Abstract

This paper mainly focuses on the impact of supply chain structures and the government's low carbon subsidies on the manufacturer and the retailer's profit, and conditions that encourage manufacturer reduce carbon emission voluntarily. To solve this problems, this paper established the Stackelberg game model and Vertical Nash game model to study how the reduction of carbon emission and the proportion of government subsidies influence product sales price, manufacturer and retailer's profit.

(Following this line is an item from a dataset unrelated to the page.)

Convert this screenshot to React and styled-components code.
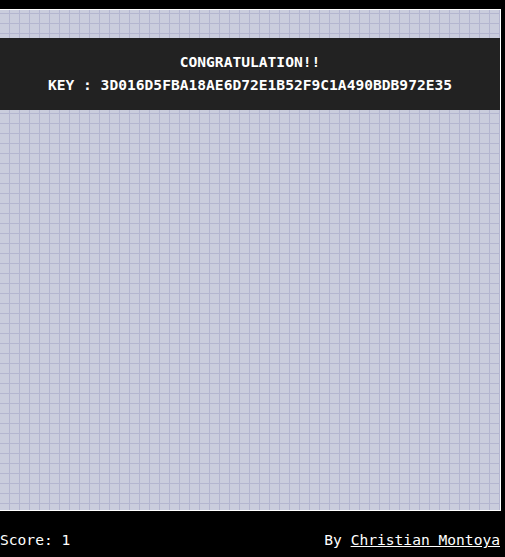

The Results show that when the manufacturer gets low carbon subsidies, the retailer's profit and the manufacturer's profit and total profit increases under certain conditions after manufacturer reduces carbon emission; When the retailer gets low carbon subsidies, the retailer's profit and manufacturer's profit and total profit increases under certain conditions after manufacturer reduces carbon emission; When the manufacturer and retailer gets low carbon subsidies at the same time, the profit of retailer increases under no conditions, the manufacturer's profit and total profit increases under certain conditions after manufacturer reduces carbon emission. The empirical analysis shows that when the manufacturer and retailer gets low carbon subsidies at the same time, the total profit is biggest among three game models; when the manufacturer gets low carbon subsidies, the profit of manufacturer is biggest among three game models; when the retailer gets low carbon subsidies, the profits of retailer is biggest among three game models. Therefore, in order to encourage manufacturers to reduce emissions voluntarily, the relevant government departments in the development of subsidies should give priority to the manufacturer. In addition, the problem also throws interesting insights into the strategies of manufacturers and retailers.